Authorities say the hacker took control of the computer’s mouse via TeamViewer, a remote access program that allows screen sharing for IT purposes.
An operator first noticed unusual activity on the computer on Friday morning, officials said. He didn’t think much of it until that same afternoon, when someone used the mouse to make dangerous changes to the lye settings in front of his very eyes.
The operator immediately switched the lye concentration back to a safe level and informed his supervisor.
“At no time was there a significant adverse effect on the water being treated,” Gualtieri said. “The public was never in danger.”
The Secret Service and the FBI are now probing the case to determine whether the hack originated in the United States or abroad.

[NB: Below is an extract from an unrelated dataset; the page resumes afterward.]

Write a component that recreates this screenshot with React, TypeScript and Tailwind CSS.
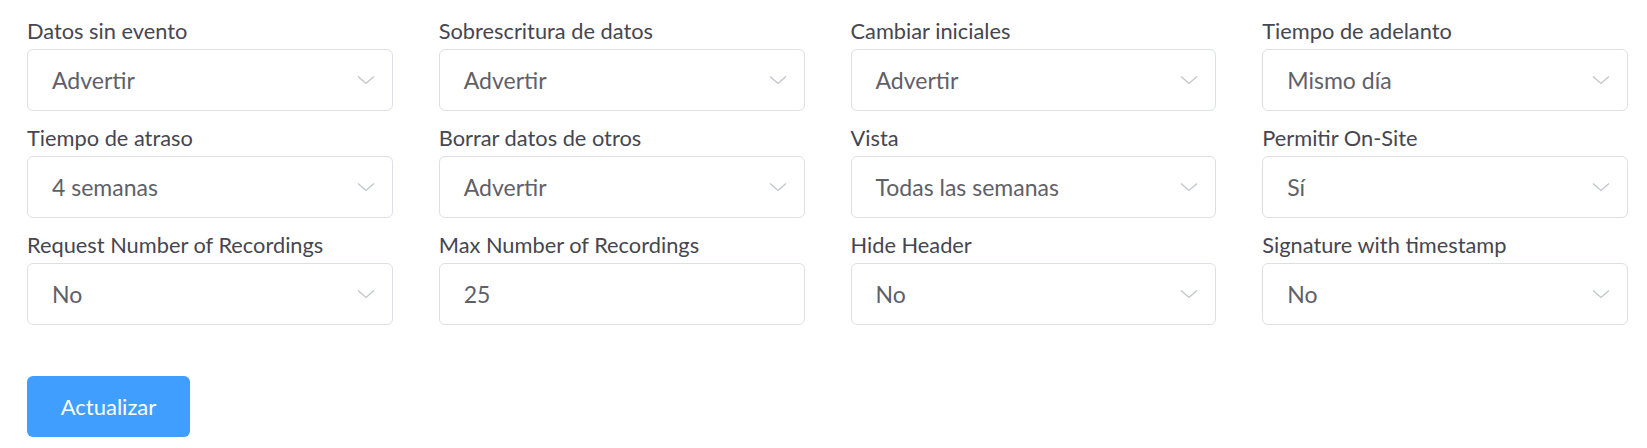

“There’s a bad actor out there,” Oldsmar Mayor Eric Seidel said.
Hackers in the past have held entire towns for ransom by locking up their municipal computer systems. State-backed hackers have also meddled with the U.S. power grid and tampered with a dam in New York.
Robert M. Lee, CEO of Dragos Security and a specialist in industrial control system vulnerabilities, said remote access to industrial control systems such as those running water treatment plants has become increasingly common.
“As industries become more digitally connected we will continue to see more states and criminals target these sites for the impact they have on society,” Lee told The Associated Press.
The plant has disabled remote access to its computers while the investigation plays out.